Notre voisin Poutine

Publié le 2 décembre 2011 à 10:33

La crise de la zone euro éclipse l’actualité dans les autres pays. Mais le 4 décembre se déroule un scrutin symbolique, les élections législatives en Russie. Le résultat ne fait guère de doute : malgré divers signes de mécontement dans la population, le parti au pouvoir, Russie unie, devrait continuer à dominer la Douma, fût-ce au prix de quelques pressions sur les électeurs.

Mais cette élection marque le début d’une nouvelle phase du pouvoir de Vladimir Poutine. Après plusieurs années d’une relative incertitude pour savoir lequel du réputé modernisateur Dmitri Medvedev ou de l’impérial Poutine orienterait l’avenir de la Russie, l’ex-président Premier ministre redeviendra très vraisemblablement président en mars prochain. Et cela aura bien sûr des conséquences pour l’UE.
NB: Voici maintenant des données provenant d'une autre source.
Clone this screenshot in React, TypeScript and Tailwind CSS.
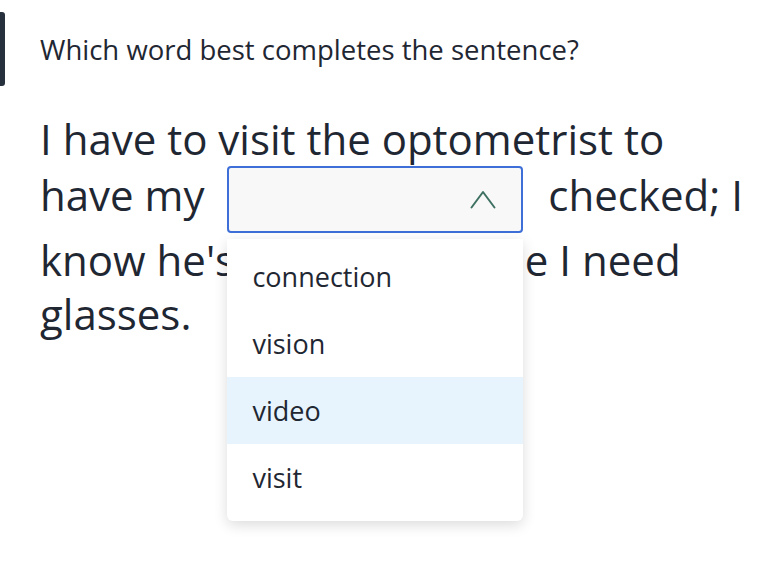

En fondant Saint-Pétersbourg, plus occidentale que la Moscou des tsars, Pierre le Grand voulait ancrer la Russie à l’Europe. Trois siècles plus tard, le Pétersbourgeois Poutine semble avoir choisi le mouvement inverse.
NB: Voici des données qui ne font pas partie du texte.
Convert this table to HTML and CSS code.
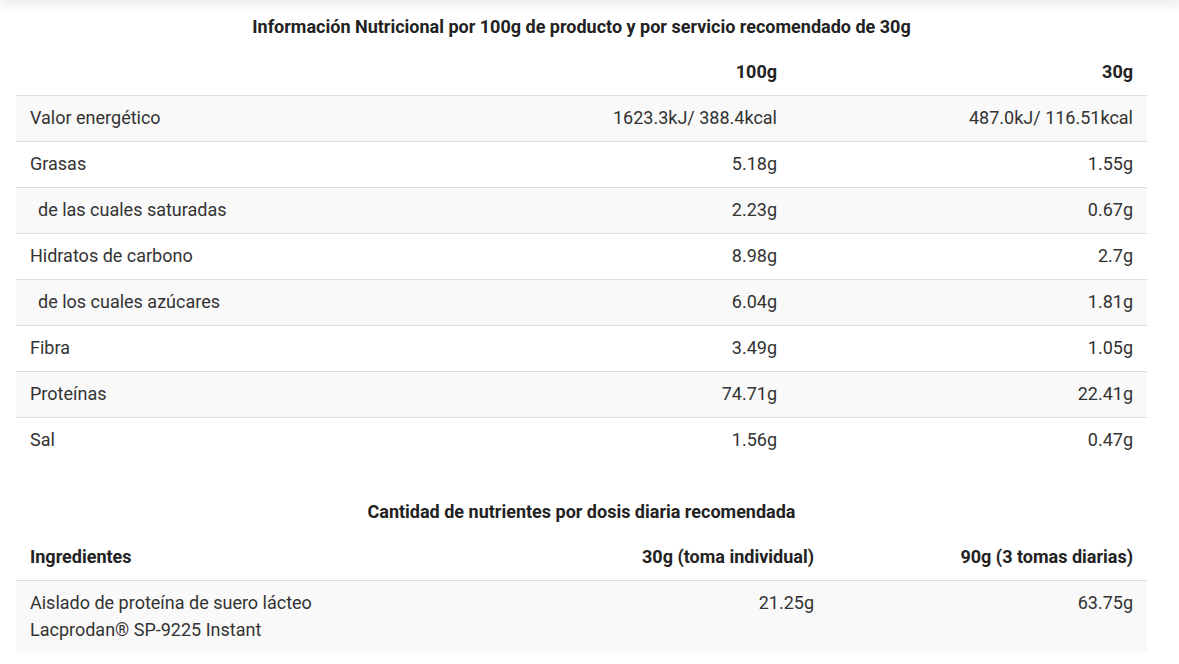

Le projet d’Union eurasiatique qu’il a présentéle 4 octobre sonne pour beaucoup comme un désir de récréer une sorte d’URSS, 20 ans après sa chute, un événement qu’il a qualifié un jour de “plus grande catastrophe géopolitique du XXe siècle”. Il s’agit en effet d’élargir l’union douanière entre la Russie, la Biélorussie et le Kazakhstan à d’autres anciennes républiques soviétiques comme le Tadjikistan ou le Kirghizstan, voire l’Ukraine si cette dernière choisissait Moscou plutôt que l’UE.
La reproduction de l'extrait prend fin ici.